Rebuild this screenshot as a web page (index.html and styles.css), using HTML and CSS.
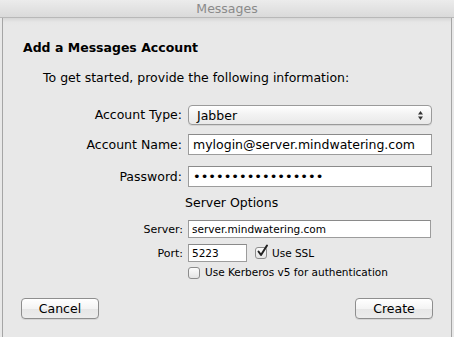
FILE: index.html
```html
<!DOCTYPE html>
<html>
<head>
<meta charset="utf-8">
<link rel="stylesheet" href="styles.css">
</head>
<body>
<div class="titlebar">Messages</div>
<div class="sheet">
  <h1 class="heading">Add a Messages Account</h1>
  <p class="intro">To get started, provide the following information:</p>
  <div class="form">
    <label class="label">Account Type:</label>
    <div class="popup">
      <span>Jabber</span>
      <svg class="arrows" width="7" height="11" viewBox="0 0 7 11"><path d="M3.5 1 L6 4.5 L1 4.5 Z M3.5 10 L6 6.5 L1 6.5 Z" fill="#333"/></svg>
    </div>
    <label class="label row-name">Account Name:</label>
    <div class="field row-name">mylogin@server.mindwatering.com</div>
    <label class="label row-pass">Password:</label>
    <div class="field row-pass dots">•••••••••••••••••</div>
  </div>
  <div class="section">Server Options</div>
  <div class="small-form">
    <label class="slabel">Server:</label>
    <div class="sfield">server.mindwatering.com</div>
    <label class="slabel">Port:</label>
    <div class="port-row">
      <div class="sfield port">5223</div>
      <span class="check">
        <span class="box"><svg class="tick" width="13" height="14" viewBox="0 0 13 14"><path d="M2.5 7.5 L5 11 L11 1.5" fill="none" stroke="#222" stroke-width="2" stroke-linecap="round" stroke-linejoin="round"/></svg></span>
        Use SSL
      </span>
    </div>
    <span></span>
    <span class="check kerb"><span class="box"></span>Use Kerberos v5 for authentication</span>
  </div>
  <div class="buttons">
    <button class="btn">Cancel</button>
    <button class="btn">Create</button>
  </div>
</div>
</body>
</html>
```
FILE: styles.css
```css
html, body {
  margin: 0;
  padding: 0;
  background: #e8e8e8;
  width: 454px;
  height: 337px;
  overflow: hidden;
  font-family: "DejaVu Sans", "Liberation Sans", sans-serif;
  color: #000;
}
.titlebar {
  height: 18px;
  line-height: 17px;
  text-align: center;
  font-size: 12.5px;
  color: #8a8a8a;
  background: linear-gradient(#ececec, #dadada);
  border-bottom: 1px solid #b8b8b8;
  box-sizing: border-box;
}
.sheet {
  margin: 0 2px;
  height: 319px;
  box-sizing: border-box;
  border-left: 1px solid #a5a5a5;
  border-right: 1px solid #a5a5a5;
  background: linear-gradient(#d6d6d6 0, #e6e6e6 4px, #e8e8e8 8px);
  padding: 22px 0 0 0;
}
.heading {
  margin: 0 0 0 20px;
  font-size: 12.5px;
  line-height: 16px;
  font-weight: bold;
}
.intro {
  margin: 14px 0 0 40px;
  font-size: 12.5px;
  line-height: 16px;
}
.form {
  display: grid;
  grid-template-columns: 179px 244px;
  column-gap: 6px;
  margin-top: 19px;
  font-size: 12.5px;
  align-items: center;
}
.label {
  text-align: right;
  line-height: 16px;
}
.popup {
  height: 20px;
  box-sizing: border-box;
  border: 1px solid #9a9a9a;
  border-radius: 4px;
  background: linear-gradient(#ffffff, #f2f2f2 50%, #e9e9e9);
  display: flex;
  align-items: center;
  justify-content: space-between;
  padding: 0 7px 0 8px;
  box-shadow: 0 1px 0 rgba(0,0,0,0.08);
}
.arrows { display: block; }
.field {
  height: 21px;
  box-sizing: border-box;
  border: 1px solid #9c9c9c;
  border-top-color: #8a8a8a;
  background: #fff;
  padding: 0 4px;
  line-height: 19px;
  white-space: nowrap;
  overflow: hidden;
}
.row-name { margin-top: 9px; }
.row-pass { margin-top: 11px; }
.dots {
  font-size: 13px;
  letter-spacing: 0;
}
.section {
  margin: 8px 0 0 182px;
  font-size: 12.5px;
  line-height: 16px;
}
.small-form {
  display: grid;
  grid-template-columns: 180px 243px;
  column-gap: 5px;
  row-gap: 6px;
  margin-top: 9px;
  font-size: 10.5px;
  align-items: center;
}
.slabel { text-align: right; font-size: 11px; }
.sfield {
  height: 18px;
  box-sizing: border-box;
  border: 1px solid #9c9c9c;
  border-top-color: #8a8a8a;
  background: #fff;
  padding: 0 3px;
  line-height: 16px;
}
.port-row {
  display: flex;
  align-items: center;
  gap: 8px;
}
.port { width: 59px; }
.check {
  display: flex;
  align-items: center;
  gap: 5px;
  font-size: 10.5px;
  line-height: 13px;
}
.kerb { margin-top: -2px; }
.box {
  position: relative;
  width: 12px;
  height: 12px;
  box-sizing: border-box;
  border: 1px solid #8c8c8c;
  border-radius: 3px;
  background: linear-gradient(#fcfcfc, #e4e4e4);
}
.tick {
  position: absolute;
  left: 0;
  top: -4px;
}
.buttons {
  display: flex;
  justify-content: space-between;
  margin-top: 19px;
  padding: 0 18px 0 18px;
}
.btn {
  width: 78px;
  height: 21px;
  box-sizing: border-box;
  border: 1px solid #8e8e8e;
  border-radius: 4px;
  background: linear-gradient(#ffffff, #f4f4f4 50%, #e6e6e6 51%, #ececec);
  font-family: "DejaVu Sans", "Liberation Sans", sans-serif;
  font-size: 12.5px;
  color: #000;
  padding: 0;
  line-height: 18px;
  box-shadow: 0 1px 0 rgba(0,0,0,0.08);
}
```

____

Write out the whole listing exactly, and drop the pictures.

Rebuild this screenshot as a web page (index.html and styles.css), using HTML and CSS.
FILE: index.html
```html
<!DOCTYPE html>
<html>
<head>
<meta charset="utf-8">
<link rel="stylesheet" href="styles.css">
</head>
<body>
<div class="titlebar">Messages</div>
<div class="sheet">
  <h1 class="heading">Add a Messages Account</h1>
  <p class="intro">To get started, provide the following information:</p>
  <div class="form">
    <label class="label">Account Type:</label>
    <div class="popup">
      <span>Jabber</span>
      <svg class="arrows" width="7" height="11" viewBox="0 0 7 11"><path d="M3.5 1 L6 4.5 L1 4.5 Z M3.5 10 L6 6.5 L1 6.5 Z" fill="#333"/></svg>
    </div>
    <label class="label row-name">Account Name:</label>
    <div class="field row-name">mylogin@server.mindwatering.com</div>
    <label class="label row-pass">Password:</label>
    <div class="field row-pass dots">•••••••••••••••••</div>
  </div>
  <div class="section">Server Options</div>
  <div class="small-form">
    <label class="slabel">Server:</label>
    <div class="sfield">server.mindwatering.com</div>
    <label class="slabel">Port:</label>
    <div class="port-row">
      <div class="sfield port">5223</div>
      <span class="check">
        <span class="box"><svg class="tick" width="13" height="14" viewBox="0 0 13 14"><path d="M2.5 7.5 L5 11 L11 1.5" fill="none" stroke="#222" stroke-width="2" stroke-linecap="round" stroke-linejoin="round"/></svg></span>
        Use SSL
      </span>
    </div>
    <span></span>
    <span class="check kerb"><span class="box"></span>Use Kerberos v5 for authentication</span>
  </div>
  <div class="buttons">
    <button class="btn">Cancel</button>
    <button class="btn">Create</button>
  </div>
</div>
</body>
</html>
```
FILE: styles.css
```css
html, body {
  margin: 0;
  padding: 0;
  background: #e8e8e8;
  width: 454px;
  height: 337px;
  overflow: hidden;
  font-family: "DejaVu Sans", "Liberation Sans", sans-serif;
  color: #000;
}
.titlebar {
  height: 18px;
  line-height: 17px;
  text-align: center;
  font-size: 12.5px;
  color: #8a8a8a;
  background: linear-gradient(#ececec, #dadada);
  border-bottom: 1px solid #b8b8b8;
  box-sizing: border-box;
}
.sheet {
  margin: 0 2px;
  height: 319px;
  box-sizing: border-box;
  border-left: 1px solid #a5a5a5;
  border-right: 1px solid #a5a5a5;
  background: linear-gradient(#d6d6d6 0, #e6e6e6 4px, #e8e8e8 8px);
  padding: 22px 0 0 0;
}
.heading {
  margin: 0 0 0 20px;
  font-size: 12.5px;
  line-height: 16px;
  font-weight: bold;
}
.intro {
  margin: 14px 0 0 40px;
  font-size: 12.5px;
  line-height: 16px;
}
.form {
  display: grid;
  grid-template-columns: 179px 244px;
  column-gap: 6px;
  margin-top: 19px;
  font-size: 12.5px;
  align-items: center;
}
.label {
  text-align: right;
  line-height: 16px;
}
.popup {
  height: 20px;
  box-sizing: border-box;
  border: 1px solid #9a9a9a;
  border-radius: 4px;
  background: linear-gradient(#ffffff, #f2f2f2 50%, #e9e9e9);
  display: flex;
  align-items: center;
  justify-content: space-between;
  padding: 0 7px 0 8px;
  box-shadow: 0 1px 0 rgba(0,0,0,0.08);
}
.arrows { display: block; }
.field {
  height: 21px;
  box-sizing: border-box;
  border: 1px solid #9c9c9c;
  border-top-color: #8a8a8a;
  background: #fff;
  padding: 0 4px;
  line-height: 19px;
  white-space: nowrap;
  overflow: hidden;
}
.row-name { margin-top: 9px; }
.row-pass { margin-top: 11px; }
.dots {
  font-size: 13px;
  letter-spacing: 0;
}
.section {
  margin: 8px 0 0 182px;
  font-size: 12.5px;
  line-height: 16px;
}
.small-form {
  display: grid;
  grid-template-columns: 180px 243px;
  column-gap: 5px;
  row-gap: 6px;
  margin-top: 9px;
  font-size: 10.5px;
  align-items: center;
}
.slabel { text-align: right; font-size: 11px; }
.sfield {
  height: 18px;
  box-sizing: border-box;
  border: 1px solid #9c9c9c;
  border-top-color: #8a8a8a;
  background: #fff;
  padding: 0 3px;
  line-height: 16px;
}
.port-row {
  display: flex;
  align-items: center;
  gap: 8px;
}
.port { width: 59px; }
.check {
  display: flex;
  align-items: center;
  gap: 5px;
  font-size: 10.5px;
  line-height: 13px;
}
.kerb { margin-top: -2px; }
.box {
  position: relative;
  width: 12px;
  height: 12px;
  box-sizing: border-box;
  border: 1px solid #8c8c8c;
  border-radius: 3px;
  background: linear-gradient(#fcfcfc, #e4e4e4);
}
.tick {
  position: absolute;
  left: 0;
  top: -4px;
}
.buttons {
  display: flex;
  justify-content: space-between;
  margin-top: 19px;
  padding: 0 18px 0 18px;
}
.btn {
  width: 78px;
  height: 21px;
  box-sizing: border-box;
  border: 1px solid #8e8e8e;
  border-radius: 4px;
  background: linear-gradient(#ffffff, #f4f4f4 50%, #e6e6e6 51%, #ececec);
  font-family: "DejaVu Sans", "Liberation Sans", sans-serif;
  font-size: 12.5px;
  color: #000;
  padding: 0;
  line-height: 18px;
  box-shadow: 0 1px 0 rgba(0,0,0,0.08);
}
```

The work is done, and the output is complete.